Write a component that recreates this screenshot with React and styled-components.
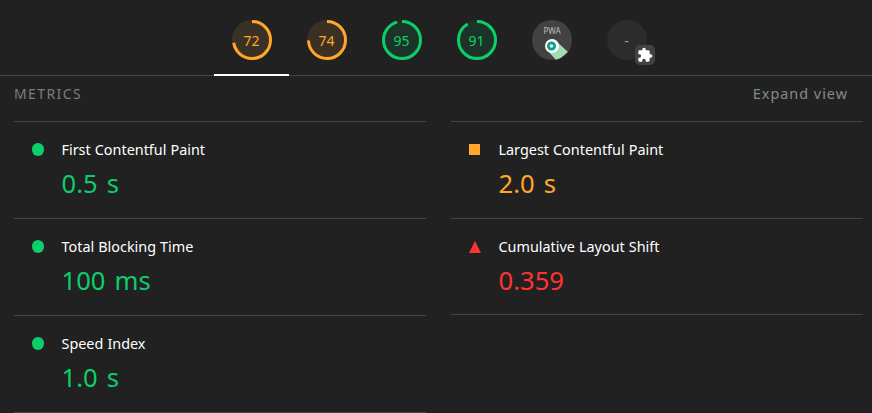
import React from "react";
import styled, { createGlobalStyle } from "styled-components";

const GREEN = "#0cce6b";
const ORANGE_SOFT = "#ffa62b";
const RED = "#ff3333";

const gauges = [
  { score: 72, color: ORANGE_SOFT, fill: "#3a3023" },
  { score: 74, color: ORANGE_SOFT, fill: "#3a3023" },
  { score: 95, color: GREEN, fill: "#1d3327" },
  { score: 91, color: GREEN, fill: "#1d3327" },
];

const metricsLeft = [
  { name: "First Contentful Paint", value: "0.5 s", kind: "pass" },
  { name: "Total Blocking Time", value: "100 ms", kind: "pass" },
  { name: "Speed Index", value: "1.0 s", kind: "pass" },
];

const metricsRight = [
  { name: "Largest Contentful Paint", value: "2.0 s", kind: "average" },
  { name: "Cumulative Layout Shift", value: "0.359", kind: "fail" },
];

const kindColor = { pass: GREEN, average: ORANGE_SOFT, fail: RED };

const GlobalStyle = createGlobalStyle`
  html, body {
    margin: 0;
    height: 100%;
    background: #212121;
    overflow: hidden;
  }
  body {
    font-family: "Noto Sans", "Open Sans", "Liberation Sans", sans-serif;
  }
`;

const Page = styled.div`
  width: 872px;
  height: 413px;
  background: #212121;
  overflow: hidden;
`;

const TabBar = styled.div`
  display: flex;
  padding-left: 214px;
  height: 76px;
  box-sizing: border-box;
  border-bottom: 1px solid #444444;
`;

const Tab = styled.div`
  position: relative;
  width: 75px;
  height: 75px;
  padding-top: 20px;
  box-sizing: border-box;
  display: flex;
  justify-content: center;

  ${({ $active }) =>
    $active &&
    `&::after {
      content: "";
      position: absolute;
      left: 0;
      right: 0;
      bottom: -1px;
      height: 2px;
      background: #ffffff;
    }`}
`;

const GaugeBox = styled.div`
  position: relative;
  width: 40px;
  height: 40px;
`;

const GaugeScore = styled.span`
  position: absolute;
  inset: 0;
  display: flex;
  align-items: center;
  justify-content: center;
  font-size: 14px;
  color: ${({ $color }) => $color};
`;

const PluginBadge = styled.div`
  position: absolute;
  right: -8px;
  bottom: -5px;
  width: 20px;
  height: 20px;
  border-radius: 5px;
  background: #424242;
  display: flex;
  align-items: center;
  justify-content: center;
`;

const Header = styled.div`
  display: flex;
  justify-content: space-between;
  align-items: flex-start;
  height: 45px;
  padding: 8px 24px 0 14px;
  box-sizing: border-box;
`;

const HeaderTitle = styled.span`
  font-size: 14px;
  line-height: 20px;
  letter-spacing: 1.4px;
  color: #7d7d7d;
`;

const HeaderToggle = styled.span`
  font-size: 14.4px;
  line-height: 20px;
  letter-spacing: 1px;
  color: #7f8c8d;
`;

const Columns = styled.div`
  display: grid;
  grid-template-columns: 412px 412px;
  column-gap: 25px;
  padding-left: 14px;
`;

const MetricRow = styled.div`
  display: grid;
  grid-template-columns: 47.5px 1fr;
  height: ${({ $h }) => $h || 97}px;
  box-sizing: border-box;
  border-top: 1px solid #444444;
  padding-top: 18px;
`;

const MetricIcon = styled.div`
  display: flex;
  padding: 3px 0 0 18px;
`;

const MetricName = styled.div`
  font-size: 14.4px;
  line-height: 20px;
  word-spacing: 0.3px;
  color: #ffffff;
`;

const MetricValue = styled.div`
  font-size: 25.6px;
  line-height: 34px;
  margin-top: 7px;
  word-spacing: 2.5px;
  color: ${({ $color }) => $color};
`;

const Dot = styled.span`
  display: block;
  width: 12px;
  height: 12.5px;
  border-radius: 50%;
  background: ${GREEN};
`;

const Square = styled.span`
  display: block;
  width: 11px;
  height: 11px;
  margin-top: 1px;
  background: ${ORANGE_SOFT};
`;

const Triangle = styled.span`
  display: block;
  width: 0;
  height: 0;
  margin-top: 1px;
  border-left: 6px solid transparent;
  border-right: 6px solid transparent;
  border-bottom: 12px solid ${RED};
`;

const EndRule = styled.div`
  border-top: 1px solid #444444;
`;

function Gauge({ score, color, fill }) {
  const r = 18.5;
  const circumference = 2 * Math.PI * r;
  const length = (score / 100) * circumference;
  return (
    <GaugeBox>
      <svg width="40" height="40" viewBox="0 0 40 40">
        <circle cx="20" cy="20" r="20" fill={fill} />
        <circle
          cx="20"
          cy="20"
          r={r}
          fill="none"
          stroke={color}
          strokeWidth="3"
          strokeDasharray={`${length} ${circumference}`}
          transform="rotate(-90 20 20)"
        />
      </svg>
      <GaugeScore $color={color}>{score}</GaugeScore>
    </GaugeBox>
  );
}

function PwaBadge() {
  return (
    <GaugeBox>
      <svg width="40" height="40" viewBox="0 0 40 40">
        <defs>
          <clipPath id="pwaClip">
            <circle cx="20" cy="20" r="20" />
          </clipPath>
        </defs>
        <circle cx="20" cy="20" r="20" fill="#424242" />
        <g clipPath="url(#pwaClip)">
          <path d="M24 21 L36 32 L25 41 L15 30 Z" fill="#a2dcb0" />
        </g>
        <circle cx="20" cy="26" r="7" fill="#ffffff" />
        <circle cx="19.5" cy="26" r="4.5" fill="#0f9d8a" />
        <circle cx="19.5" cy="26" r="1.8" fill="#e8f5f0" />
        <text x="20" y="14" textAnchor="middle" fontSize="8" fill="#bdbdbd" fontFamily="Noto Sans, sans-serif">
          PWA
        </text>
      </svg>
    </GaugeBox>
  );
}

function PluginGauge() {
  return (
    <GaugeBox>
      <svg width="40" height="40" viewBox="0 0 40 40">
        <circle cx="20" cy="20" r="20" fill="#2c2c2c" />
      </svg>
      <GaugeScore $color="#9a9a9a">-</GaugeScore>
      <PluginBadge>
        <svg width="16" height="16" viewBox="0 0 24 24">
          <path
            fill="#ffffff"
            d="M20.5 11H19V7c0-1.1-.9-2-2-2h-4V3.5a2.5 2.5 0 0 0-5 0V5H4c-1.1 0-2 .9-2 2v3.8h1.5a2.7 2.7 0 0 1 0 5.4H2V20c0 1.1.9 2 2 2h3.8v-1.5a2.7 2.7 0 0 1 5.4 0V22H17c1.1 0 2-.9 2-2v-4h1.5a2.5 2.5 0 0 0 0-5z"
          />
        </svg>
      </PluginBadge>
    </GaugeBox>
  );
}

function Metric({ metric, height }) {
  return (
    <MetricRow $h={height}>
      <MetricIcon>
        {metric.kind === "pass" && <Dot />}
        {metric.kind === "average" && <Square />}
        {metric.kind === "fail" && <Triangle />}
      </MetricIcon>
      <div>
        <MetricName>{metric.name}</MetricName>
        <MetricValue $color={kindColor[metric.kind]}>{metric.value}</MetricValue>
      </div>
    </MetricRow>
  );
}

function App() {
  return (
    <Page>
      <GlobalStyle />
      <TabBar>
        {gauges.map((gauge, i) => (
          <Tab key={gauge.score} $active={i === 0}>
            <Gauge {...gauge} />
          </Tab>
        ))}
        <Tab>
          <PwaBadge />
        </Tab>
        <Tab>
          <PluginGauge />
        </Tab>
      </TabBar>
      <Header>
        <HeaderTitle>METRICS</HeaderTitle>
        <HeaderToggle>Expand view</HeaderToggle>
      </Header>
      <Columns>
        <div>
          {metricsLeft.map((metric) => (
            <Metric key={metric.name} metric={metric} />
          ))}
          <EndRule />
        </div>
        <div>
          <Metric metric={metricsRight[0]} />
          <Metric metric={metricsRight[1]} height={96} />
          <EndRule />
        </div>
      </Columns>
    </Page>
  );
}

export default App;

------------------------------------------------------------------------

What the task asks: Repeat the data exactly, dropping every picture it holds.

Written solution:
Write a component that recreates this screenshot with React and styled-components.
import React from "react";
import styled, { createGlobalStyle } from "styled-components";

const GREEN = "#0cce6b";
const ORANGE_SOFT = "#ffa62b";
const RED = "#ff3333";

const gauges = [
  { score: 72, color: ORANGE_SOFT, fill: "#3a3023" },
  { score: 74, color: ORANGE_SOFT, fill: "#3a3023" },
  { score: 95, color: GREEN, fill: "#1d3327" },
  { score: 91, color: GREEN, fill: "#1d3327" },
];

const metricsLeft = [
  { name: "First Contentful Paint", value: "0.5 s", kind: "pass" },
  { name: "Total Blocking Time", value: "100 ms", kind: "pass" },
  { name: "Speed Index", value: "1.0 s", kind: "pass" },
];

const metricsRight = [
  { name: "Largest Contentful Paint", value: "2.0 s", kind: "average" },
  { name: "Cumulative Layout Shift", value: "0.359", kind: "fail" },
];

const kindColor = { pass: GREEN, average: ORANGE_SOFT, fail: RED };

const GlobalStyle = createGlobalStyle`
  html, body {
    margin: 0;
    height: 100%;
    background: #212121;
    overflow: hidden;
  }
  body {
    font-family: "Noto Sans", "Open Sans", "Liberation Sans", sans-serif;
  }
`;

const Page = styled.div`
  width: 872px;
  height: 413px;
  background: #212121;
  overflow: hidden;
`;

const TabBar = styled.div`
  display: flex;
  padding-left: 214px;
  height: 76px;
  box-sizing: border-box;
  border-bottom: 1px solid #444444;
`;

const Tab = styled.div`
  position: relative;
  width: 75px;
  height: 75px;
  padding-top: 20px;
  box-sizing: border-box;
  display: flex;
  justify-content: center;

  ${({ $active }) =>
    $active &&
    `&::after {
      content: "";
      position: absolute;
      left: 0;
      right: 0;
      bottom: -1px;
      height: 2px;
      background: #ffffff;
    }`}
`;

const GaugeBox = styled.div`
  position: relative;
  width: 40px;
  height: 40px;
`;

const GaugeScore = styled.span`
  position: absolute;
  inset: 0;
  display: flex;
  align-items: center;
  justify-content: center;
  font-size: 14px;
  color: ${({ $color }) => $color};
`;

const PluginBadge = styled.div`
  position: absolute;
  right: -8px;
  bottom: -5px;
  width: 20px;
  height: 20px;
  border-radius: 5px;
  background: #424242;
  display: flex;
  align-items: center;
  justify-content: center;
`;

const Header = styled.div`
  display: flex;
  justify-content: space-between;
  align-items: flex-start;
  height: 45px;
  padding: 8px 24px 0 14px;
  box-sizing: border-box;
`;

const HeaderTitle = styled.span`
  font-size: 14px;
  line-height: 20px;
  letter-spacing: 1.4px;
  color: #7d7d7d;
`;

const HeaderToggle = styled.span`
  font-size: 14.4px;
  line-height: 20px;
  letter-spacing: 1px;
  color: #7f8c8d;
`;

const Columns = styled.div`
  display: grid;
  grid-template-columns: 412px 412px;
  column-gap: 25px;
  padding-left: 14px;
`;

const MetricRow = styled.div`
  display: grid;
  grid-template-columns: 47.5px 1fr;
  height: ${({ $h }) => $h || 97}px;
  box-sizing: border-box;
  border-top: 1px solid #444444;
  padding-top: 18px;
`;

const MetricIcon = styled.div`
  display: flex;
  padding: 3px 0 0 18px;
`;

const MetricName = styled.div`
  font-size: 14.4px;
  line-height: 20px;
  word-spacing: 0.3px;
  color: #ffffff;
`;

const MetricValue = styled.div`
  font-size: 25.6px;
  line-height: 34px;
  margin-top: 7px;
  word-spacing: 2.5px;
  color: ${({ $color }) => $color};
`;

const Dot = styled.span`
  display: block;
  width: 12px;
  height: 12.5px;
  border-radius: 50%;
  background: ${GREEN};
`;

const Square = styled.span`
  display: block;
  width: 11px;
  height: 11px;
  margin-top: 1px;
  background: ${ORANGE_SOFT};
`;

const Triangle = styled.span`
  display: block;
  width: 0;
  height: 0;
  margin-top: 1px;
  border-left: 6px solid transparent;
  border-right: 6px solid transparent;
  border-bottom: 12px solid ${RED};
`;

const EndRule = styled.div`
  border-top: 1px solid #444444;
`;

function Gauge({ score, color, fill }) {
  const r = 18.5;
  const circumference = 2 * Math.PI * r;
  const length = (score / 100) * circumference;
  return (
    <GaugeBox>
      <svg width="40" height="40" viewBox="0 0 40 40">
        <circle cx="20" cy="20" r="20" fill={fill} />
        <circle
          cx="20"
          cy="20"
          r={r}
          fill="none"
          stroke={color}
          strokeWidth="3"
          strokeDasharray={`${length} ${circumference}`}
          transform="rotate(-90 20 20)"
        />
      </svg>
      <GaugeScore $color={color}>{score}</GaugeScore>
    </GaugeBox>
  );
}

function PwaBadge() {
  return (
    <GaugeBox>
      <svg width="40" height="40" viewBox="0 0 40 40">
        <defs>
          <clipPath id="pwaClip">
            <circle cx="20" cy="20" r="20" />
          </clipPath>
        </defs>
        <circle cx="20" cy="20" r="20" fill="#424242" />
        <g clipPath="url(#pwaClip)">
          <path d="M24 21 L36 32 L25 41 L15 30 Z" fill="#a2dcb0" />
        </g>
        <circle cx="20" cy="26" r="7" fill="#ffffff" />
        <circle cx="19.5" cy="26" r="4.5" fill="#0f9d8a" />
        <circle cx="19.5" cy="26" r="1.8" fill="#e8f5f0" />
        <text x="20" y="14" textAnchor="middle" fontSize="8" fill="#bdbdbd" fontFamily="Noto Sans, sans-serif">
          PWA
        </text>
      </svg>
    </GaugeBox>
  );
}

function PluginGauge() {
  return (
    <GaugeBox>
      <svg width="40" height="40" viewBox="0 0 40 40">
        <circle cx="20" cy="20" r="20" fill="#2c2c2c" />
      </svg>
      <GaugeScore $color="#9a9a9a">-</GaugeScore>
      <PluginBadge>
        <svg width="16" height="16" viewBox="0 0 24 24">
          <path
            fill="#ffffff"
            d="M20.5 11H19V7c0-1.1-.9-2-2-2h-4V3.5a2.5 2.5 0 0 0-5 0V5H4c-1.1 0-2 .9-2 2v3.8h1.5a2.7 2.7 0 0 1 0 5.4H2V20c0 1.1.9 2 2 2h3.8v-1.5a2.7 2.7 0 0 1 5.4 0V22H17c1.1 0 2-.9 2-2v-4h1.5a2.5 2.5 0 0 0 0-5z"
          />
        </svg>
      </PluginBadge>
    </GaugeBox>
  );
}

function Metric({ metric, height }) {
  return (
    <MetricRow $h={height}>
      <MetricIcon>
        {metric.kind === "pass" && <Dot />}
        {metric.kind === "average" && <Square />}
        {metric.kind === "fail" && <Triangle />}
      </MetricIcon>
      <div>
        <MetricName>{metric.name}</MetricName>
        <MetricValue $color={kindColor[metric.kind]}>{metric.value}</MetricValue>
      </div>
    </MetricRow>
  );
}

function App() {
  return (
    <Page>
      <GlobalStyle />
      <TabBar>
        {gauges.map((gauge, i) => (
          <Tab key={gauge.score} $active={i === 0}>
            <Gauge {...gauge} />
          </Tab>
        ))}
        <Tab>
          <PwaBadge />
        </Tab>
        <Tab>
          <PluginGauge />
        </Tab>
      </TabBar>
      <Header>
        <HeaderTitle>METRICS</HeaderTitle>
        <HeaderToggle>Expand view</HeaderToggle>
      </Header>
      <Columns>
        <div>
          {metricsLeft.map((metric) => (
            <Metric key={metric.name} metric={metric} />
          ))}
          <EndRule />
        </div>
        <div>
          <Metric metric={metricsRight[0]} />
          <Metric metric={metricsRight[1]} height={96} />
          <EndRule />
        </div>
      </Columns>
    </Page>
  );
}

export default App;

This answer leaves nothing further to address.